Source excerpt:

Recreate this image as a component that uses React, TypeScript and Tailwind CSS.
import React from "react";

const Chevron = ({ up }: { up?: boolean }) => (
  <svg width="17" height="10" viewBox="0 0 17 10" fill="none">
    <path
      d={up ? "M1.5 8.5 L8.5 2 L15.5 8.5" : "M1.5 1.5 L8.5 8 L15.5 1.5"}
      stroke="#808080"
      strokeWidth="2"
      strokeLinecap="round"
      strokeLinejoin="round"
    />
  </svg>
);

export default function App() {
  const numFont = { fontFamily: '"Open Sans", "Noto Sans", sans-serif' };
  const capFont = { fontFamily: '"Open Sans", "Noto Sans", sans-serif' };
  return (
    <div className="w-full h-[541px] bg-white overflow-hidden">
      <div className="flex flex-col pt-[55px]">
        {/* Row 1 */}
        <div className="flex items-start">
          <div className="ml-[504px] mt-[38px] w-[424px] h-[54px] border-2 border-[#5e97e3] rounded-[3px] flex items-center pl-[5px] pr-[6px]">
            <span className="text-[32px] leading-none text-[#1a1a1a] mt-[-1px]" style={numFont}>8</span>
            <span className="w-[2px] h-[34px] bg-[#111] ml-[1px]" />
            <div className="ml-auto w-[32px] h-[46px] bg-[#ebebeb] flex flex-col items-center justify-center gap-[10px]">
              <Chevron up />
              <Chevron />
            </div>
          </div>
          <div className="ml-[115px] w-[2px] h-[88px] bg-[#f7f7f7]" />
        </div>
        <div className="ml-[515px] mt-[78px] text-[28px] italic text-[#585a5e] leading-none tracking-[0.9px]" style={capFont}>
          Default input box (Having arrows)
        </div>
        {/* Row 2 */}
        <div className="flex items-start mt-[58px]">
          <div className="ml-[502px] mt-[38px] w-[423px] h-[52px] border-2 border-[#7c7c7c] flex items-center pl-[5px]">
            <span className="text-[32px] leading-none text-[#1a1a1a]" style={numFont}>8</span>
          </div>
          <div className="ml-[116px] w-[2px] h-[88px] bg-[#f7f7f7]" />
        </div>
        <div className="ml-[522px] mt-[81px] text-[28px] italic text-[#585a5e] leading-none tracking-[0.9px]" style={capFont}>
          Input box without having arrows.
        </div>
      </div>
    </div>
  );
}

Given problem:
Nothing should be left out: repeat all of the data exactly.

Written solution:
Recreate this image as a component that uses React, TypeScript and Tailwind CSS.
import React from "react";

const Chevron = ({ up }: { up?: boolean }) => (
  <svg width="17" height="10" viewBox="0 0 17 10" fill="none">
    <path
      d={up ? "M1.5 8.5 L8.5 2 L15.5 8.5" : "M1.5 1.5 L8.5 8 L15.5 1.5"}
      stroke="#808080"
      strokeWidth="2"
      strokeLinecap="round"
      strokeLinejoin="round"
    />
  </svg>
);

export default function App() {
  const numFont = { fontFamily: '"Open Sans", "Noto Sans", sans-serif' };
  const capFont = { fontFamily: '"Open Sans", "Noto Sans", sans-serif' };
  return (
    <div className="w-full h-[541px] bg-white overflow-hidden">
      <div className="flex flex-col pt-[55px]">
        {/* Row 1 */}
        <div className="flex items-start">
          <div className="ml-[504px] mt-[38px] w-[424px] h-[54px] border-2 border-[#5e97e3] rounded-[3px] flex items-center pl-[5px] pr-[6px]">
            <span className="text-[32px] leading-none text-[#1a1a1a] mt-[-1px]" style={numFont}>8</span>
            <span className="w-[2px] h-[34px] bg-[#111] ml-[1px]" />
            <div className="ml-auto w-[32px] h-[46px] bg-[#ebebeb] flex flex-col items-center justify-center gap-[10px]">
              <Chevron up />
              <Chevron />
            </div>
          </div>
          <div className="ml-[115px] w-[2px] h-[88px] bg-[#f7f7f7]" />
        </div>
        <div className="ml-[515px] mt-[78px] text-[28px] italic text-[#585a5e] leading-none tracking-[0.9px]" style={capFont}>
          Default input box (Having arrows)
        </div>
        {/* Row 2 */}
        <div className="flex items-start mt-[58px]">
          <div className="ml-[502px] mt-[38px] w-[423px] h-[52px] border-2 border-[#7c7c7c] flex items-center pl-[5px]">
            <span className="text-[32px] leading-none text-[#1a1a1a]" style={numFont}>8</span>
          </div>
          <div className="ml-[116px] w-[2px] h-[88px] bg-[#f7f7f7]" />
        </div>
        <div className="ml-[522px] mt-[81px] text-[28px] italic text-[#585a5e] leading-none tracking-[0.9px]" style={capFont}>
          Input box without having arrows.
        </div>
      </div>
    </div>
  );
}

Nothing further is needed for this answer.